Todas as famílias que moravam no chamado sertão ou vargem da comunidade da Praia Grande da Cajaíba foram expulsas no começo dos anos 2000: Dona Ivone e Seu Lisiário, Japão, Patrocínia e Seu Luis, Orlando, Dona Juvenia, Bidica e Dedé, Mariana e Severo, Dadá e André. As que moravam na praia também foram expulsas: Seu Filhinho e Maria, Adelaide e Caju, Norvino e Domingas, Flávio, Seu Maneco e Dona Silvana. Por expulsas entendemos aqui, como já vem sendo relatado, processos de reintegração de posse, acordos em troca de ninharia de dinheiro, ameaças de derrubar a casa daqueles que tinham o contrato de comodato, pressões e interdições cotidianas.

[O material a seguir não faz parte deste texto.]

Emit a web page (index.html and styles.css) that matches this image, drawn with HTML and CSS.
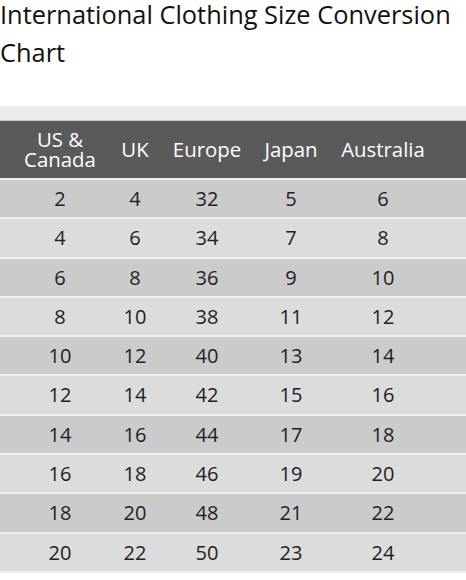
FILE: index.html
```html
<!DOCTYPE html>
<html>
<head>
<meta charset="utf-8">
<link rel="stylesheet" href="styles.css">
</head>
<body>
<h1 class="title">International Clothing Size Conversion Chart</h1>
<div class="band">
<table class="chart">
<thead>
<tr><th class="c-us">US &amp;<br>Canada</th><th class="c-uk">UK</th><th class="c-eu">Europe</th><th class="c-jp">Japan</th><th class="c-au">Australia</th></tr>
</thead>
<tbody>
<tr><td>2</td><td>4</td><td>32</td><td>5</td><td>6</td></tr>
<tr><td>4</td><td>6</td><td>34</td><td>7</td><td>8</td></tr>
<tr><td>6</td><td>8</td><td>36</td><td>9</td><td>10</td></tr>
<tr><td>8</td><td>10</td><td>38</td><td>11</td><td>12</td></tr>
<tr><td>10</td><td>12</td><td>40</td><td>13</td><td>14</td></tr>
<tr><td>12</td><td>14</td><td>42</td><td>15</td><td>16</td></tr>
<tr><td>14</td><td>16</td><td>44</td><td>17</td><td>18</td></tr>
<tr><td>16</td><td>18</td><td>46</td><td>19</td><td>20</td></tr>
<tr><td>18</td><td>20</td><td>48</td><td>21</td><td>22</td></tr>
<tr><td>20</td><td>22</td><td>50</td><td>23</td><td>24</td></tr>
</tbody>
</table>
</div>
</body>
</html>
```
FILE: styles.css
```css
html, body {
  margin: 0;
  padding: 0;
  background: #fff;
}
body {
  font-family: "Open Sans", "Liberation Sans", sans-serif;
  color: #1a1a1a;
}
.title {
  font-size: 25.4px;
  font-weight: 400;
  line-height: 38px;
  margin: -5px 0 0 0;
  color: #111;
}
.band {
  margin-top: 35px;
  background: #ececec;
  padding-top: 14px;
}
.chart {
  width: 100%;
  table-layout: fixed;
  border-collapse: collapse;
  border-top: 1px solid #c8c8c8;
}
.chart th,
.chart td {
  padding: 0;
  text-align: center;
}
.chart th:first-child,
.chart td:first-child {
  padding-left: 11px;
}
.chart th:last-child,
.chart td:last-child {
  padding-right: 29px;
}
.c-us { width: 98px; }
.c-uk { width: 52px; }
.c-eu { width: 92px; }
.c-jp { width: 76px; }
.chart th {
  background: #5a5a5a;
  color: #fff;
  font-weight: 400;
  font-size: 20.4px;
  line-height: 19.5px;
  padding-top: 9px;
  padding-bottom: 9px;
  border-bottom: 2px solid #ececec;
}
.chart td {
  font-size: 20px;
  line-height: 37.3px;
  color: #222;
  border-bottom: 2px solid #efefef;
}
.chart tbody tr:nth-child(odd) td {
  background: #cbcbcb;
}
.chart tbody tr:nth-child(even) td {
  background: #dcdcdc;
}
```
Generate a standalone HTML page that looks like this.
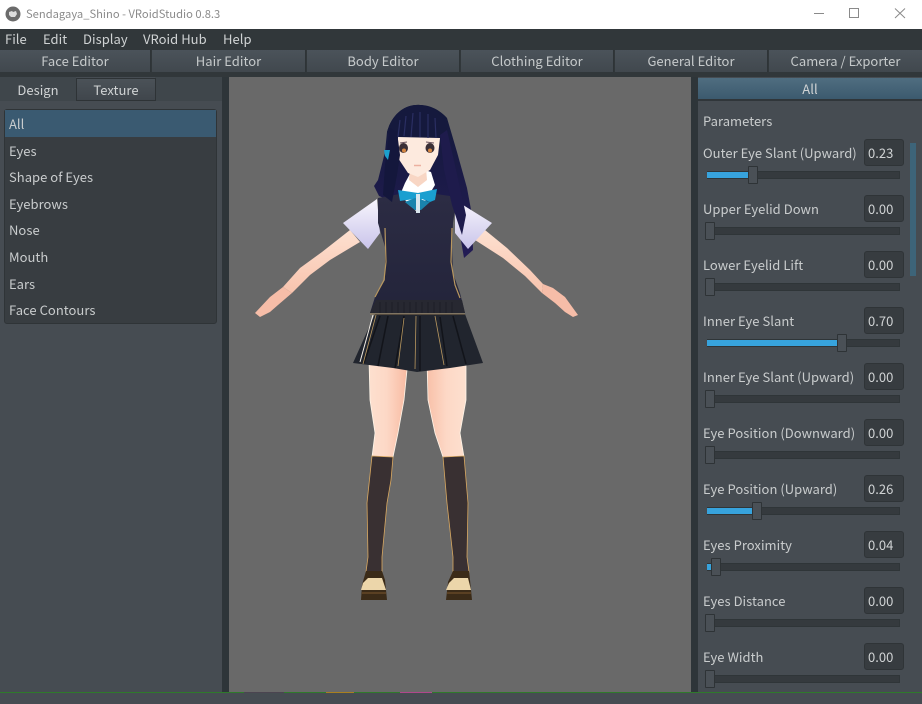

Na Praia Grande da Cajaíba, a luta contra a propriedade privada da terra continua. Os processos na justiça estão em curso ameaçando aqueles que vivem por meio da tradição oral, aqueles que retomam, pois estão ancestralmente ligados ao território. A palavra, grande vetor de forças etéreas, diferentemente das letras nas “peles de imagens”, é usada com força e prudência pela comunidade. Cada entrevista dada, cada compartilhamento de vida com as pesquisadoras, cada movimento do corpo mostra que o território vivido pela comunidade dá acesso aos mundos, aos muitos mundos existentes que não podem sucumbir diante da violência da propriedade privada e de seus mecanismos jurídicos e epistêmicos que levam à escassez.
Luis Rufino (2018) é um dos autores do livro Fogo no Mato: a ciência encantada das macumbas onde aparece a ideia de assombro colonial e de corpo-terreiro que será tratada mais adiante.